15.Resi Agung Mataram, Kandjeng Resi Herbayu, Padepokan Mangkubumi,16. Dato Seri Paduka Ramle, Malaysia, 17. Pangeran Syamsurizal, Kerajaan Mempawah Kalbar, 18.Pangeran Putri Herlina Kamal, Kandjeng Putri Kailas – Bali, 19. Pangeran Putri Zumi Kamal, Kandjeng Putri Kailas - Bali, 20. Bangsawan Yogyakarta, Roni Ningrat Kusumo, 21.Bangsawan Yogyakarta, Dr. Susetyowati ( Sekjend Dewan Adat Keraton Indonesia), 22. Kandjeng Imam Asih, Cilacap (Gerakan Kebajikan Nasional), 23. Raja Ponorogo, Heri Singodimedjo 24. Raja Istano Puti Ambang Bulan, Yudilfan Habib Datu Monti, 25. Pemangku Adat Luwu Sulsel, Opu Lete, 26. Bundasuri Mangkunegaran Solo, Prof. Erna Santoso, 27. Mahapatih Mangkualaman, KPH Mentarum.

28. Putra Mahkota Kerajaan Pajang, 29. Bangsawan Bulungan, Andi Tamsil, 30. Bangsawan Laiwoi, Anakia Sophan Suryanto, 31. Bangsawan Gowa, Andi Muh. Fadli Krg. Matarang, 32. Bangsawan Mempawah Kalbar, Pangeran Syamsulrizal, 33. Bangsawan Palembang, Ratu Ayu Marlina ( Diaspora Australia), 34. Bangsawan Palembang, Dr. can. Prihatin Kusdini, SH, MH, 35. Dr. Sri Herowanti Susilo, SE, SH, MH, PERHAKHI.

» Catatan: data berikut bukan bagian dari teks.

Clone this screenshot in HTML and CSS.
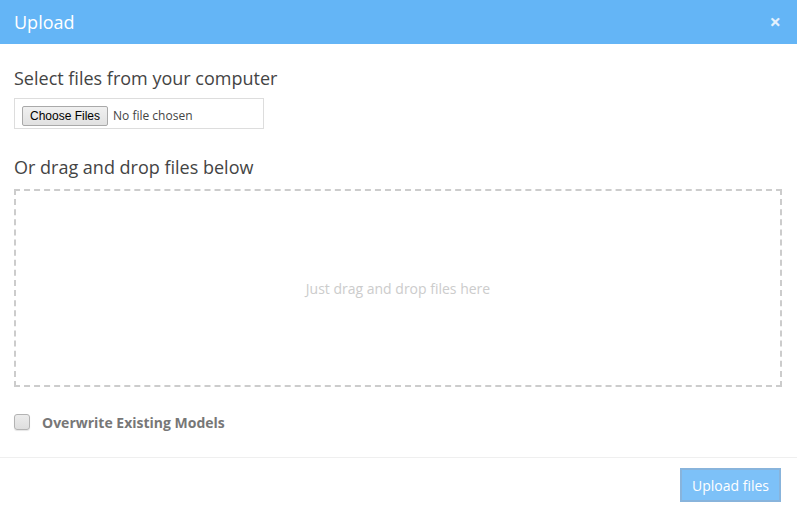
FILE: index.html
```html
<!DOCTYPE html>
<html>
<head>
<meta charset="utf-8">
<link rel="stylesheet" href="styles.css">
</head>
<body>
<div class="modal">
  <div class="modal-header">
    <span class="modal-title">Upload</span>
    <span class="close">×</span>
  </div>
  <div class="modal-body">
    <h4 class="section-title">Select files from your computer</h4>
    <div class="file-box">
      <span class="file-btn">Choose Files</span>
      <span class="file-text">No file chosen</span>
    </div>
    <h4 class="section-title second">Or drag and drop files below</h4>
    <div class="dropzone">Just drag and drop files here</div>
    <label class="check-row">
      <span class="checkbox"></span>
      <span class="check-label">Overwrite Existing Models</span>
    </label>
  </div>
  <div class="modal-footer">
    <button class="upload-btn">Upload files</button>
  </div>
</div>
</body>
</html>
```
FILE: styles.css
```css
* { box-sizing: border-box; }
html, body { margin: 0; padding: 0; background: #fff; }
body { font-family: "Open Sans", sans-serif; color: #444; width: 797px; height: 512px; overflow: hidden; }
.modal { width: 797px; }
.modal-header {
  height: 44px;
  background: #64b5f6;
  display: flex;
  align-items: center;
  justify-content: space-between;
  padding: 0 16px 0 14px;
}
.modal-title { color: #fff; font-size: 18px; line-height: 24px; }
.close { color: #e3f1fd; font-size: 20px; font-weight: bold; line-height: 20px; }
.modal-body { padding: 22px 15px 0 14px; }
.section-title { margin: 0; font-size: 18px; font-weight: normal; line-height: 24px; color: #444; }
.section-title.second { margin-top: 26px; }
.file-box {
  margin-top: 8px;
  width: 250px;
  height: 31px;
  border: 1px solid #ddd;
  display: flex;
  align-items: flex-start;
  padding: 7px 7px 0;
}
.file-btn {
  font-family: "Liberation Sans", Arial, sans-serif;
  font-size: 12px;
  color: #000;
  height: 20px;
  line-height: 18px;
  padding: 0 7px;
  border: 1px solid #a9a9a9;
  border-radius: 2px;
  background: linear-gradient(#f0f0f0, #e1e1e1);
}
.file-text { font-size: 12px; color: #444; margin-left: 5px; line-height: 20px; }
.dropzone {
  margin-top: 10px;
  height: 198px;
  border: 2px dashed #ccc;
  display: flex;
  align-items: center;
  justify-content: center;
  color: #ccc;
  font-size: 14px;
}
.check-row { display: flex; align-items: center; margin-top: 26px; height: 18px; }
.checkbox {
  width: 16px; height: 16px;
  border: 1px solid #b3b3b3;
  border-radius: 3px;
  background: linear-gradient(#ececec, #dedede);
  box-shadow: 0 1px 1px rgba(0,0,0,0.1);
}
.check-label { margin-left: 12px; font-size: 14px; font-weight: bold; color: #777; }
.modal-footer {
  margin-top: 26px;
  border-top: 1px solid #efefef;
  padding: 10px 16px 0 0;
  display: flex;
  justify-content: flex-end;
}
.upload-btn {
  font-family: "Open Sans", sans-serif;
  width: 101px;
  height: 34px;
  background: #7dc1f8;
  border: 2px solid #88b4dc;
  color: #fff;
  font-size: 14px;
  padding: 0;
}
```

36.Spiritualis Internasional, Biang ( Belgia), 37. Edwin Fauzi Malaka, Sapati Ranometo Sultra, 38. Paguyuban Giri Samodra Nusantara, YM Henny Afrianty Layangsari Ayu, 39. Mohamad Rasanjon Bin Md Yunus. (Cultural Development, Malaysia), dan 40. Drs. H. Sukarja, M.Pd, Budayawan Yogyakarta.